I would have thought out of my post that people got that our children come first and as parents we are doing what we think is best in providing what they need at this time in their lives. I'm not judging anyone here. I'm simply here stating what we have done and what works for us.
I suppose I didn't place so much emphasis on him because I thought this thread was mainly about moms. I apologize for that. My mistake. I hope you will read my post wherein I clarified my beliefs on the topic you asked about.
Thanks.
"Besides this we have our living prophet, for whom I am grateful, and I hope to follow after him all the days of my life.&
My education and work history lead me to believe sah simply can't be as intellectually stimulating as some jobs (and of course university courses)."
Excuse me for butting in here but......THAT is completely subjective. What would be considered intellectually stimulating by your standards? Aside from writing a best seller. ;)
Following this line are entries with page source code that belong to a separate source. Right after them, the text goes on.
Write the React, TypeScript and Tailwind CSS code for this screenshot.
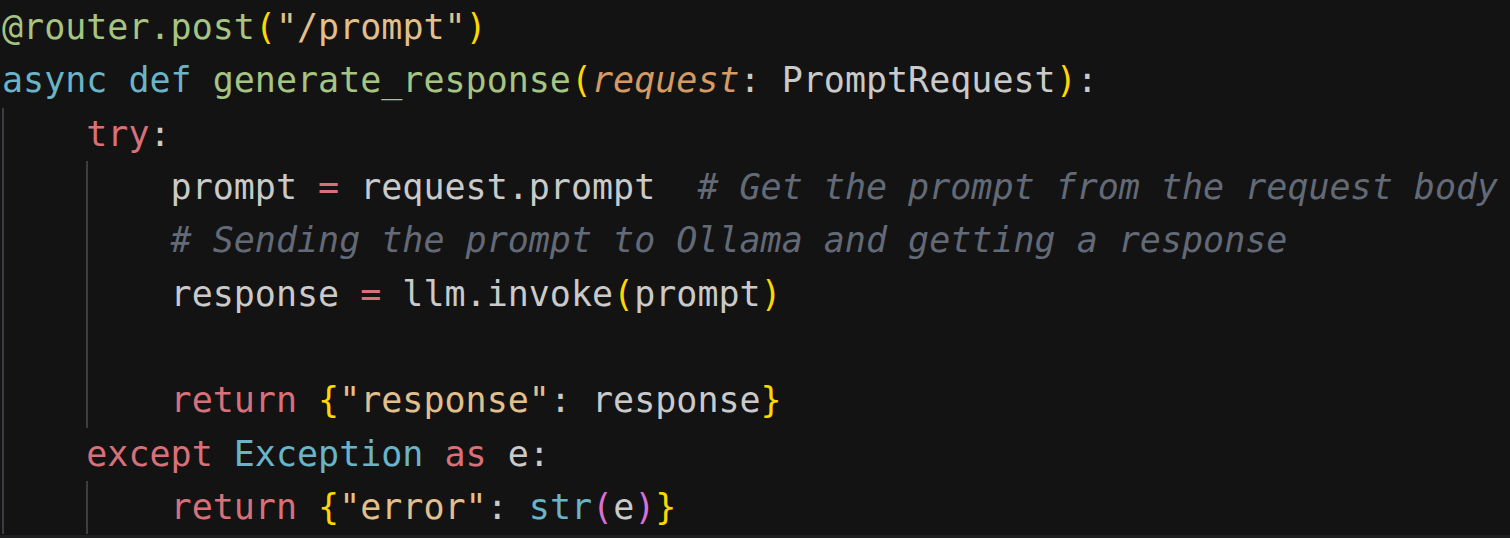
import React from "react";

type Tok = [string, string];

const C = {
  txt: "text-[#cacaca]",
  kw: "text-[#d8707a]",
  def: "text-[#6ab4c8]",
  fn: "text-[#a6c482]",
  str: "text-[#e2c08d]",
  br1: "text-[#ffd700]",
  br2: "text-[#da70d6]",
  cmt: "text-[#636a77] italic",
  prm: "text-[#d59b63] italic",
};

// guides: indent columns (in units of 4 spaces) that show a guide line
const lines: { indent: number; guides: number[]; toks: Tok[] }[] = [
  {
    indent: 0,
    guides: [],
    toks: [
      ["@router.post", C.fn],
      ["(", C.br1],
      ['"/prompt"', C.str],
      [")", C.br1],
    ],
  },
  {
    indent: 0,
    guides: [],
    toks: [
      ["async def ", C.def],
      ["generate_response", C.fn],
      ["(", C.br1],
      ["request", C.prm],
      [": PromptRequest", C.txt],
      [")", C.br1],
      [":", C.txt],
    ],
  },
  { indent: 1, guides: [0], toks: [["try", C.kw], [":", C.txt]] },
  {
    indent: 2,
    guides: [0, 1],
    toks: [
      ["prompt ", C.txt],
      ["=", C.kw],
      [" request.prompt  ", C.txt],
      ["# Get the prompt from the request body", C.cmt],
    ],
  },
  {
    indent: 2,
    guides: [0, 1],
    toks: [["# Sending the prompt to Ollama and getting a response", C.cmt]],
  },
  {
    indent: 2,
    guides: [0, 1],
    toks: [
      ["response ", C.txt],
      ["=", C.kw],
      [" llm.invoke", C.txt],
      ["(", C.br1],
      ["prompt", C.txt],
      [")", C.br1],
    ],
  },
  { indent: 2, guides: [0, 1], toks: [] },
  {
    indent: 2,
    guides: [0, 1],
    toks: [
      ["return ", C.kw],
      ["{", C.br1],
      ['"response"', C.str],
      [": response", C.txt],
      ["}", C.br1],
    ],
  },
  {
    indent: 1,
    guides: [0],
    toks: [
      ["except ", C.kw],
      ["Exception", C.def],
      [" as ", C.kw],
      ["e:", C.txt],
    ],
  },
  {
    indent: 2,
    guides: [0, 1],
    toks: [
      ["return ", C.kw],
      ["{", C.br1],
      ['"error"', C.str],
      [": ", C.txt],
      ["str", C.def],
      ["(", C.br2],
      ["e", C.txt],
      [")", C.br2],
      ["}", C.br1],
    ],
  },
];

export default function App() {
  return (
    <div className="flex h-[538px] w-[1510px] flex-col overflow-hidden bg-[#131313]">
      <div
        className="flex-1 pl-[2px] pt-[1px] text-[35px] leading-[53.33px] whitespace-pre"
        style={{ fontFamily: '"DejaVu Sans Mono", "Liberation Mono", monospace' }}
      >
        {lines.map((line, i) => (
          <div key={i} className="flex h-[53.33px]">
            {Array.from({ length: line.indent }).map((_, g) => (
              <span
                key={g}
                className={
                  line.guides.includes(g)
                    ? "inline-block h-full w-[4ch] shrink-0 border-l-2 border-[#3a3d42]"
                    : "inline-block h-full w-[4ch] shrink-0"
                }
              />
            ))}
            <span>
              {line.toks.map(([t, cls], j) => (
                <span key={j} className={cls}>
                  {t}
                </span>
              ))}
            </span>
          </div>
        ))}
      </div>
      <div className="h-[3px] bg-[#1e1f23]" />
    </div>
  );
}
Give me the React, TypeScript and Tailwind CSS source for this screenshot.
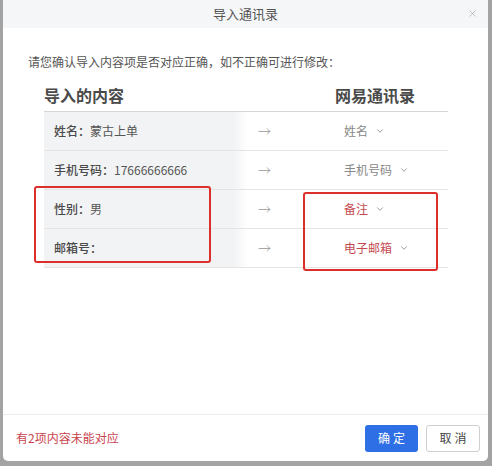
import { ChevronDown, X } from "lucide-react"

interface Row {
  label: string
  value: string
  target: string
  warn?: boolean
}

const rows: Row[] = [
  { label: "姓名：", value: "蒙古上单", target: "姓名" },
  { label: "手机号码：", value: "17666666666", target: "手机号码" },
  { label: "性别：", value: "男", target: "备注", warn: true },
  { label: "邮箱号：", value: "", target: "电子邮箱", warn: true },
]

export default function App() {
  return (
    <div
      className="w-[492px] h-[466px] bg-[#a3a3a3] overflow-hidden"
      style={{ fontFamily: '"Noto Sans CJK SC", "Noto Sans", sans-serif' }}
    >
      <div className="relative ml-[3px] w-[485px] h-[461px] bg-white rounded-b-[5px] flex flex-col">
        {/* Header */}
        <div className="h-[28px] bg-[#f5f6f7] flex items-center justify-center relative shrink-0">
          <span className="text-[13px] text-[#555]">导入通讯录</span>
          <X className="absolute right-[10px] top-[8px] w-[11px] h-[11px] text-[#aaa]" strokeWidth={1.5} />
        </div>

        {/* Body */}
        <div className="flex-1 pt-[25px] pl-[25px]">
          <p className="text-[12px] leading-[18px] text-[#555]">请您确认导入内容项是否对应正确，如不正确可进行修改：</p>

          <div className="ml-[16px] mt-[13px] w-[404px]">
            <div className="flex border-b border-[#d6d6d6] pb-[5px]">
              <div className="w-[291px] text-[16px] leading-[22px] font-bold text-[#4a4a4a]">导入的内容</div>
              <div className="text-[16px] leading-[22px] font-bold text-[#4a4a4a]">网易通讯录</div>
            </div>

            {rows.map((row) => (
              <div key={row.label} className="flex h-[39px] border-b border-[#e4e4e4]">
                <div className="w-[204px] flex items-center pl-[10px] bg-[linear-gradient(to_right,#f2f3f4_93%,#ffffff)] text-[12px] text-[#555]">
                  <span className="font-medium text-[#4a4a4a]">{row.label}</span>
                  <span>{row.value}</span>
                </div>
                <div className="w-[96px] flex items-center pl-[10px] text-[13px] font-light text-[#999]">→</div>
                <div
                  className={`flex items-center gap-[7px] text-[12px] ${row.warn ? "text-[#c44a4f]" : "text-[#888]"}`}
                >
                  <span>{row.target}</span>
                  <ChevronDown className="w-[10px] h-[10px] text-[#777]" strokeWidth={1.75} />
                </div>
              </div>
            ))}
          </div>
        </div>

        {/* Footer */}
        <div className="h-[47px] border-t border-[#ececec] flex items-center pl-[13px] pr-[8px] shrink-0">
          <span className="text-[12px] text-[#c9444e]">有2项内容未能对应</span>
          <div className="ml-auto flex gap-[8px]">
            <button className="w-[53px] h-[27px] rounded-[3px] bg-[#2f6fe6] text-white text-[12px] tracking-[3px] pl-[3px]">
              确定
            </button>
            <button className="w-[54px] h-[27px] rounded-[3px] border border-[#cfcfcf] bg-white text-[#444] text-[12px] tracking-[3px] pl-[3px]">
              取消
            </button>
          </div>
        </div>

        {/* Annotation boxes */}
        <div className="absolute left-[31px] top-[186px] w-[177px] h-[77px] border-2 border-[#dd2f2a] rounded-[3px]" />
        <div className="absolute left-[300px] top-[192px] w-[135px] h-[79px] border-2 border-[#dd2f2a] rounded-[3px]" />
      </div>
    </div>
  )
}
"Besides this we have our living prophet, for whom I am grateful, and I hope to follow after him all the days of my life.&
new here and I certainly don't care what your background is. I applaud your post. Thanks for your insight!
:)
"Besides this we have our living prophet, for whom I am grateful, and I hope to follow after him all the days of my life.&
>>>>>It is CREDIT and the decline of morals which have brought us to where we are with mom's deciding whether to work or not. >>>>>
Do you actually believe what you typed? Neither credit or declining morals made me decide to work. More like my need to be a public health servant. I am a nurse and if you think there is a shortage now try telling all the nurses who are moms that should not work.